Mud Baths in a Volcano: Cartagena’s Most Ridiculous Tour

Volcan Totumo is a dormant volcano in which unsuspecting tourists willingly pay to take mud baths. Find out why this is the most ridiculous tour in Cartagena, Colombia!
Volcan Totumo is a dormant volcano in which unsuspecting tourists willingly pay to take mud baths. Find out why this is the most ridiculous tour in Cartagena, Colombia!

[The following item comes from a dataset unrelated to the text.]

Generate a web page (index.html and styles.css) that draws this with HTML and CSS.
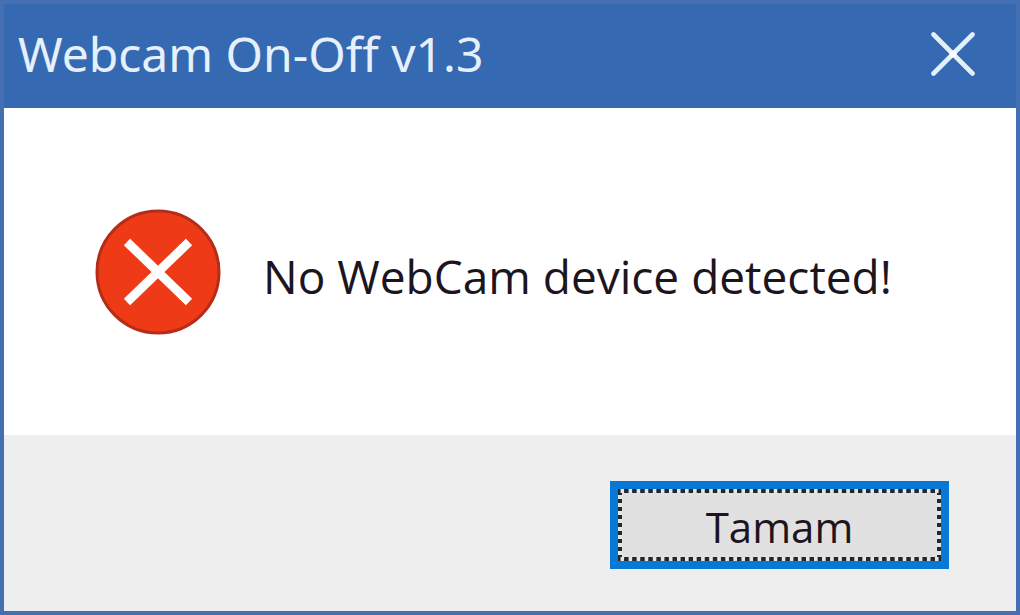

Cartagena, Colombia: a hot, historical city on Colombia’s tropical Caribbean coast. We originally planned to spend a week here, our very first stop on our year long travel adventure. But due to forces beyond our control, we’ve ended up here for a week longer than planned (ok, here’s what happened: we were supposed to go on a 6-day trek through the jungle. But then it was too hot,  so we didn’t. We’re not what you’d call hardcore adventure enthusiasts, ok?) During our extra week, having seen all that we could of the historical center, the various museums, the beaches of Bocagrande, and the street art filled Getsemani, we decide to venture out to one of the widely advertised tours in Cartagena: taking a mud bath inside of Volcan Totumo, a dormant volcano filled with, apparently, mud.  For 60.000 COP each (about $20 USD) the price seems reasonable for an all-day tour (with included lunch! Sold). We check out the TripAdvisor reviews for Volcan Totumo and they’re legit (we have a habit of always trusting strangers on the internet, usually with disastrous results). Visiting the mud volcano seemed like one of the most popular (and unusual) things to do in Cartagena. We figured taking a mud bath sounded a little bit spa-like. And taking a mud bath in a volcano … well, that’s one of those things you know will come in handy as a conversation starter at a party sometime.  Little did we know that Volcan Totumo is Cartagena’s most ridiculous tour…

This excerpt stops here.